____ Records supplied

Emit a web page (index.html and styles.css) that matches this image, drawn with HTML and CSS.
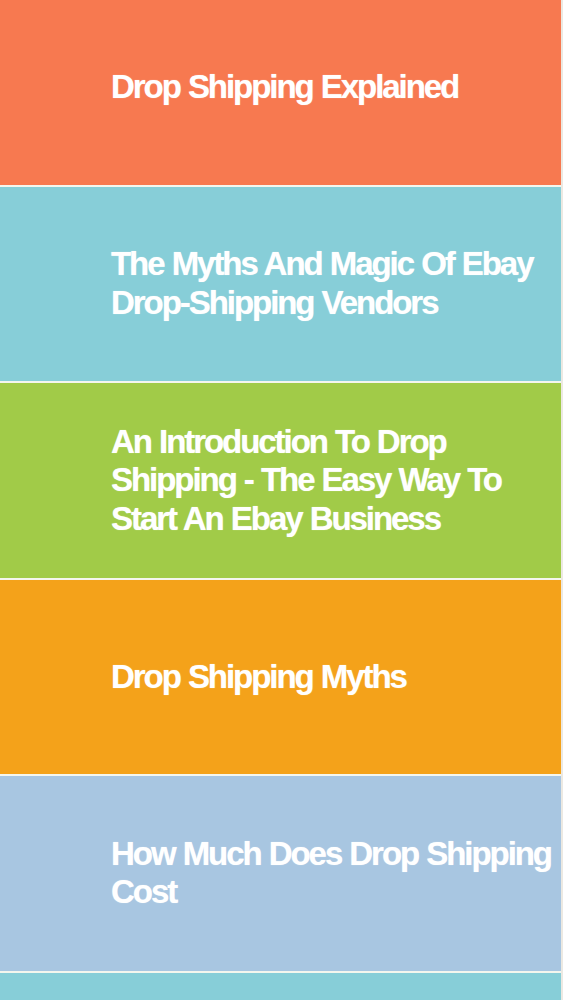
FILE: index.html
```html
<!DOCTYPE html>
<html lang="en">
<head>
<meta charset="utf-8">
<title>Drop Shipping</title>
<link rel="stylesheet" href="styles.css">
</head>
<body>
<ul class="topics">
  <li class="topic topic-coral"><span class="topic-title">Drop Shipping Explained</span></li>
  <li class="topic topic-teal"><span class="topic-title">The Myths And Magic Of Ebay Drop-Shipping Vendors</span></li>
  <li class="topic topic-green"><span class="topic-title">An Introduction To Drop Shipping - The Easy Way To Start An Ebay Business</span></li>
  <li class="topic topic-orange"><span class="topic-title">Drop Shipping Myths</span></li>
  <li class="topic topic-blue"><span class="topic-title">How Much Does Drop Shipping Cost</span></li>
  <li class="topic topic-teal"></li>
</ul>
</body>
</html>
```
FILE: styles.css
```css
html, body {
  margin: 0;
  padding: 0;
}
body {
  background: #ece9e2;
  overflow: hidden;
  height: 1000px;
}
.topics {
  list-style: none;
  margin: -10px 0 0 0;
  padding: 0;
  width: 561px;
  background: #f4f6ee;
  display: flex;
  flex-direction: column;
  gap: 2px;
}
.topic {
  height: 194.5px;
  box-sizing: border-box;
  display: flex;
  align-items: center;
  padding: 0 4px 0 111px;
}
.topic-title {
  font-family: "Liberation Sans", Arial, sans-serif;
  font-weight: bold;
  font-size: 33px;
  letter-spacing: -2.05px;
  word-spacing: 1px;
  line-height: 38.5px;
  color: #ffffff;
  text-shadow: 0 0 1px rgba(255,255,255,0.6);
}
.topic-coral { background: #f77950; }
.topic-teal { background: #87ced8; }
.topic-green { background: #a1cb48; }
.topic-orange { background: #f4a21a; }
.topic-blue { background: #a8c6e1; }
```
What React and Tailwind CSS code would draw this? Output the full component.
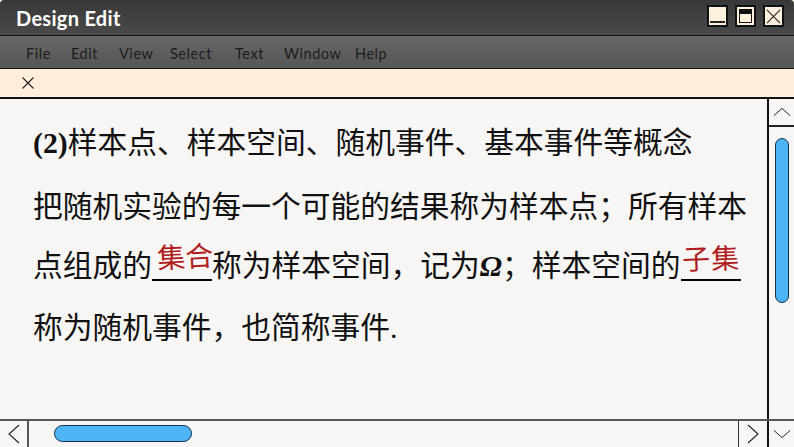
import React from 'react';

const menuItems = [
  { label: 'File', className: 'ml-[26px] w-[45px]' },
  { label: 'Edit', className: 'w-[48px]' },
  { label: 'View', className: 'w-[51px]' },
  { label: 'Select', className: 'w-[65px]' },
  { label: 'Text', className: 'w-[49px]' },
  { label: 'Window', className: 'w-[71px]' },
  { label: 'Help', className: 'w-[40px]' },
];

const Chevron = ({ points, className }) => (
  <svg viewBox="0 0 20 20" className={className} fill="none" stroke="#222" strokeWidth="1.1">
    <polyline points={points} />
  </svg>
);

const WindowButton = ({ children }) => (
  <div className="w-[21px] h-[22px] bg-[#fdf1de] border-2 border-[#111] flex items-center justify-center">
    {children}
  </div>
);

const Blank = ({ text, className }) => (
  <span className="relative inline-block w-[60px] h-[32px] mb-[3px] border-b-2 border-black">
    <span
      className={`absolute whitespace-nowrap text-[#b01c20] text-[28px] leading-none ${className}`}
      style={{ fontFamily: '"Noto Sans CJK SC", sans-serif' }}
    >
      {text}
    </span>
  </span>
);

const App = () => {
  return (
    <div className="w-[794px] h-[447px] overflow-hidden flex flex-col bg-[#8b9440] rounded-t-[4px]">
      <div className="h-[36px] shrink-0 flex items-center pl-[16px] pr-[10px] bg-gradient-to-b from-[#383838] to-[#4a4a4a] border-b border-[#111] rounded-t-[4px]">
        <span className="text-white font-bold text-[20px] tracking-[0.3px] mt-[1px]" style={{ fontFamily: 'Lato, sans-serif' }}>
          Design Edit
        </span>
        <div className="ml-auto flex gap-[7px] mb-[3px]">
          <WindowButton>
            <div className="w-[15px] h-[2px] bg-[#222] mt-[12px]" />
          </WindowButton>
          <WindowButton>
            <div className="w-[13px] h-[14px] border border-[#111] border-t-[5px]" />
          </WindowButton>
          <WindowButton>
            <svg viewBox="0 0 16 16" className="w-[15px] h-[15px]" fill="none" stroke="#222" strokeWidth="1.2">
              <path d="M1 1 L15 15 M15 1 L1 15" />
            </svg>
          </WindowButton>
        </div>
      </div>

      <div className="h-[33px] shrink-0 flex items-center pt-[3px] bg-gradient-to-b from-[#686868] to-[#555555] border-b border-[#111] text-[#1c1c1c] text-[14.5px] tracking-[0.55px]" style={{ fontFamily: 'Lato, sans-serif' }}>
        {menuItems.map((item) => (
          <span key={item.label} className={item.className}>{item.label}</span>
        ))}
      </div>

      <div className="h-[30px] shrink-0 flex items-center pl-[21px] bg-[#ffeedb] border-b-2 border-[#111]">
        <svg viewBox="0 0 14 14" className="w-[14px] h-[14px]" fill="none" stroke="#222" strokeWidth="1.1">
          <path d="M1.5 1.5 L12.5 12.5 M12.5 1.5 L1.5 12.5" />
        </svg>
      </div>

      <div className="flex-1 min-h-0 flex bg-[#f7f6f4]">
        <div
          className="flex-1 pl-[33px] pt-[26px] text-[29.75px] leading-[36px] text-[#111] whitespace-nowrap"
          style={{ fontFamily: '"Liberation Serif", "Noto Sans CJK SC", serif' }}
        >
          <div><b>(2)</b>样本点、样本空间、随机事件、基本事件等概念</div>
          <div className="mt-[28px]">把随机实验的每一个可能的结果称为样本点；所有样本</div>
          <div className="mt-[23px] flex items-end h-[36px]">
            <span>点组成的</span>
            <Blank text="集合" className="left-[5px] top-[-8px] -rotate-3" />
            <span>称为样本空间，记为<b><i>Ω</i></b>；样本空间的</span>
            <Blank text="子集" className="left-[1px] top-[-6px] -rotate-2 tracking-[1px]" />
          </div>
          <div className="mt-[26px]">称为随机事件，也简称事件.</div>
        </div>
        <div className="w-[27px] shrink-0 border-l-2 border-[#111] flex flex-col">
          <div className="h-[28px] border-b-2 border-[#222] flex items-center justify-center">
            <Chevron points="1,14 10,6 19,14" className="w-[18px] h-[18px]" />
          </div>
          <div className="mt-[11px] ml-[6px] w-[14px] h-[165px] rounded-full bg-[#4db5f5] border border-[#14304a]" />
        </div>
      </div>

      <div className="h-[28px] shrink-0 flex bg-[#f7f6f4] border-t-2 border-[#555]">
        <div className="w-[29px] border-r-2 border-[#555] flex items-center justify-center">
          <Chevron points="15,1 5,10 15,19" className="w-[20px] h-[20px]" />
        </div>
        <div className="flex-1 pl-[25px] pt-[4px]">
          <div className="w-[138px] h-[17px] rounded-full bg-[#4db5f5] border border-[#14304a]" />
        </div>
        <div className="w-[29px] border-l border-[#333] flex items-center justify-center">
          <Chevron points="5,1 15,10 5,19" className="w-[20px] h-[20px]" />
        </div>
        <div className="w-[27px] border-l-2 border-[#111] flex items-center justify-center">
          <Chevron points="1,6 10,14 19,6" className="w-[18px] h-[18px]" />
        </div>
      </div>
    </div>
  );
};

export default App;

________

Exercise
Reproduce the full listing above verbatim, with no pictures included.

Task result
Emit a web page (index.html and styles.css) that matches this image, drawn with HTML and CSS.
FILE: index.html
```html
<!DOCTYPE html>
<html lang="en">
<head>
<meta charset="utf-8">
<title>Drop Shipping</title>
<link rel="stylesheet" href="styles.css">
</head>
<body>
<ul class="topics">
  <li class="topic topic-coral"><span class="topic-title">Drop Shipping Explained</span></li>
  <li class="topic topic-teal"><span class="topic-title">The Myths And Magic Of Ebay Drop-Shipping Vendors</span></li>
  <li class="topic topic-green"><span class="topic-title">An Introduction To Drop Shipping - The Easy Way To Start An Ebay Business</span></li>
  <li class="topic topic-orange"><span class="topic-title">Drop Shipping Myths</span></li>
  <li class="topic topic-blue"><span class="topic-title">How Much Does Drop Shipping Cost</span></li>
  <li class="topic topic-teal"></li>
</ul>
</body>
</html>
```
FILE: styles.css
```css
html, body {
  margin: 0;
  padding: 0;
}
body {
  background: #ece9e2;
  overflow: hidden;
  height: 1000px;
}
.topics {
  list-style: none;
  margin: -10px 0 0 0;
  padding: 0;
  width: 561px;
  background: #f4f6ee;
  display: flex;
  flex-direction: column;
  gap: 2px;
}
.topic {
  height: 194.5px;
  box-sizing: border-box;
  display: flex;
  align-items: center;
  padding: 0 4px 0 111px;
}
.topic-title {
  font-family: "Liberation Sans", Arial, sans-serif;
  font-weight: bold;
  font-size: 33px;
  letter-spacing: -2.05px;
  word-spacing: 1px;
  line-height: 38.5px;
  color: #ffffff;
  text-shadow: 0 0 1px rgba(255,255,255,0.6);
}
.topic-coral { background: #f77950; }
.topic-teal { background: #87ced8; }
.topic-green { background: #a1cb48; }
.topic-orange { background: #f4a21a; }
.topic-blue { background: #a8c6e1; }
```
What React and Tailwind CSS code would draw this? Output the full component.
import React from 'react';

const menuItems = [
  { label: 'File', className: 'ml-[26px] w-[45px]' },
  { label: 'Edit', className: 'w-[48px]' },
  { label: 'View', className: 'w-[51px]' },
  { label: 'Select', className: 'w-[65px]' },
  { label: 'Text', className: 'w-[49px]' },
  { label: 'Window', className: 'w-[71px]' },
  { label: 'Help', className: 'w-[40px]' },
];

const Chevron = ({ points, className }) => (
  <svg viewBox="0 0 20 20" className={className} fill="none" stroke="#222" strokeWidth="1.1">
    <polyline points={points} />
  </svg>
);

const WindowButton = ({ children }) => (
  <div className="w-[21px] h-[22px] bg-[#fdf1de] border-2 border-[#111] flex items-center justify-center">
    {children}
  </div>
);

const Blank = ({ text, className }) => (
  <span className="relative inline-block w-[60px] h-[32px] mb-[3px] border-b-2 border-black">
    <span
      className={`absolute whitespace-nowrap text-[#b01c20] text-[28px] leading-none ${className}`}
      style={{ fontFamily: '"Noto Sans CJK SC", sans-serif' }}
    >
      {text}
    </span>
  </span>
);

const App = () => {
  return (
    <div className="w-[794px] h-[447px] overflow-hidden flex flex-col bg-[#8b9440] rounded-t-[4px]">
      <div className="h-[36px] shrink-0 flex items-center pl-[16px] pr-[10px] bg-gradient-to-b from-[#383838] to-[#4a4a4a] border-b border-[#111] rounded-t-[4px]">
        <span className="text-white font-bold text-[20px] tracking-[0.3px] mt-[1px]" style={{ fontFamily: 'Lato, sans-serif' }}>
          Design Edit
        </span>
        <div className="ml-auto flex gap-[7px] mb-[3px]">
          <WindowButton>
            <div className="w-[15px] h-[2px] bg-[#222] mt-[12px]" />
          </WindowButton>
          <WindowButton>
            <div className="w-[13px] h-[14px] border border-[#111] border-t-[5px]" />
          </WindowButton>
          <WindowButton>
            <svg viewBox="0 0 16 16" className="w-[15px] h-[15px]" fill="none" stroke="#222" strokeWidth="1.2">
              <path d="M1 1 L15 15 M15 1 L1 15" />
            </svg>
          </WindowButton>
        </div>
      </div>

      <div className="h-[33px] shrink-0 flex items-center pt-[3px] bg-gradient-to-b from-[#686868] to-[#555555] border-b border-[#111] text-[#1c1c1c] text-[14.5px] tracking-[0.55px]" style={{ fontFamily: 'Lato, sans-serif' }}>
        {menuItems.map((item) => (
          <span key={item.label} className={item.className}>{item.label}</span>
        ))}
      </div>

      <div className="h-[30px] shrink-0 flex items-center pl-[21px] bg-[#ffeedb] border-b-2 border-[#111]">
        <svg viewBox="0 0 14 14" className="w-[14px] h-[14px]" fill="none" stroke="#222" strokeWidth="1.1">
          <path d="M1.5 1.5 L12.5 12.5 M12.5 1.5 L1.5 12.5" />
        </svg>
      </div>

      <div className="flex-1 min-h-0 flex bg-[#f7f6f4]">
        <div
          className="flex-1 pl-[33px] pt-[26px] text-[29.75px] leading-[36px] text-[#111] whitespace-nowrap"
          style={{ fontFamily: '"Liberation Serif", "Noto Sans CJK SC", serif' }}
        >
          <div><b>(2)</b>样本点、样本空间、随机事件、基本事件等概念</div>
          <div className="mt-[28px]">把随机实验的每一个可能的结果称为样本点；所有样本</div>
          <div className="mt-[23px] flex items-end h-[36px]">
            <span>点组成的</span>
            <Blank text="集合" className="left-[5px] top-[-8px] -rotate-3" />
            <span>称为样本空间，记为<b><i>Ω</i></b>；样本空间的</span>
            <Blank text="子集" className="left-[1px] top-[-6px] -rotate-2 tracking-[1px]" />
          </div>
          <div className="mt-[26px]">称为随机事件，也简称事件.</div>
        </div>
        <div className="w-[27px] shrink-0 border-l-2 border-[#111] flex flex-col">
          <div className="h-[28px] border-b-2 border-[#222] flex items-center justify-center">
            <Chevron points="1,14 10,6 19,14" className="w-[18px] h-[18px]" />
          </div>
          <div className="mt-[11px] ml-[6px] w-[14px] h-[165px] rounded-full bg-[#4db5f5] border border-[#14304a]" />
        </div>
      </div>

      <div className="h-[28px] shrink-0 flex bg-[#f7f6f4] border-t-2 border-[#555]">
        <div className="w-[29px] border-r-2 border-[#555] flex items-center justify-center">
          <Chevron points="15,1 5,10 15,19" className="w-[20px] h-[20px]" />
        </div>
        <div className="flex-1 pl-[25px] pt-[4px]">
          <div className="w-[138px] h-[17px] rounded-full bg-[#4db5f5] border border-[#14304a]" />
        </div>
        <div className="w-[29px] border-l border-[#333] flex items-center justify-center">
          <Chevron points="5,1 15,10 5,19" className="w-[20px] h-[20px]" />
        </div>
        <div className="w-[27px] border-l-2 border-[#111] flex items-center justify-center">
          <Chevron points="1,6 10,14 19,6" className="w-[18px] h-[18px]" />
        </div>
      </div>
    </div>
  );
};

export default App;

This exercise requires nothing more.